By 2050, the Synapse base plan would add 21 GW more solar and 22 GW more storage than the Duke Energy plan, saving customers $18 billion through 2050 on a net present value basis, Synapse calculated. With imported wind power, savings would be greater. Synapse removed “unnecessary constraints” on solar and storage that Duke placed on those resources in its modeling, explained Tyler Fitch, senior associate with Synapse.

Solar, battery and wind power additions through 2030 and 2050 under the two plans are shown in the table.

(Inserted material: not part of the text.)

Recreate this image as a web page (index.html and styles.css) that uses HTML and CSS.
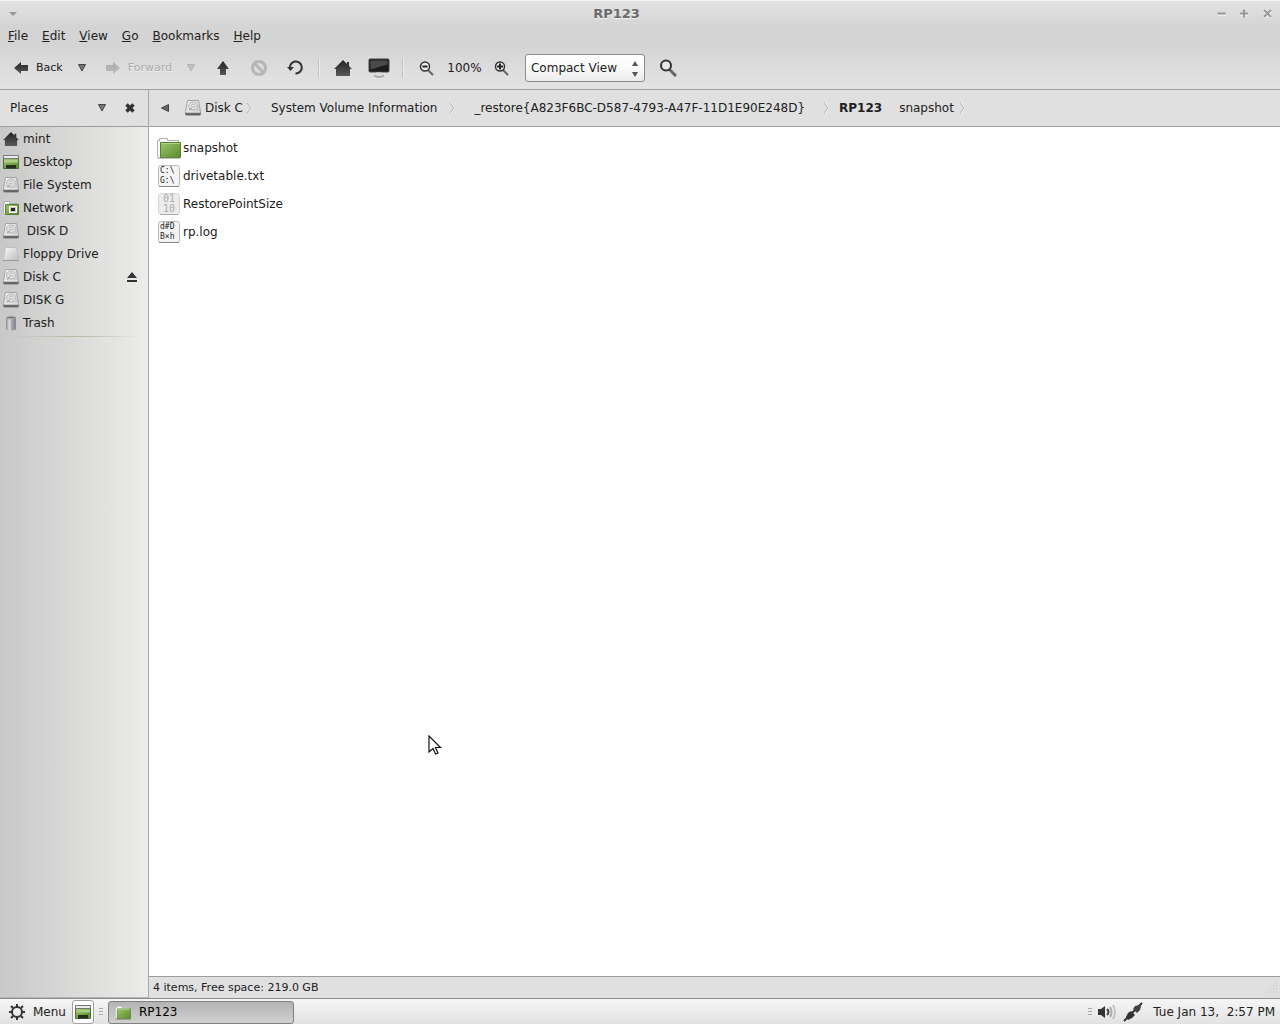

The Duke plan would instead add 10 GW of nuclear by 2050, versus 2 GW for Synapse, and would add 11 GW of hydrogen generation by 2050 as it retired carbon-emitting gas units, versus 5 GW of hydrogen for Synapse. Synapse would add these technologies later than Duke, starting in 2041 for nuclear versus 2031 for Duke, and starting in 2046 for hydrogen versus 2036 for Duke.

The Synapse modeling team took a “more conservative approach” to the availability of small modular nuclear reactors, given that the technology is not currently commercially available, said Dave Rogers, a deputy regional campaign director for the Sierra Club, which co-sponsored the Synapse study.

Synapse used “realistic cost and deployment timelines” for widespread zero-carbon hydrogen generating availability, said Fitch.

Shared foundation

Both the Synapse and Duke analyses used the EnCompass resource planning model, as well as Duke’s modeling database “as a shared foundation,” Synapse reported. Synapse then revised certain model inputs, as described in the appendices to its report. Both modeling teams met demand year-round, with an adequate margin of reserve capacity.

Both Synapse scenarios would involve increased energy efficiency investments. Neither of Synapse’s plans specified new gas-fired generation, and both would economically retire coal units sooner than Duke’s plan. Duke manually set coal plant retirements, the Synapse report said.

Also co-sponsoring the Synapse analysis was the Natural Resources Defense Council.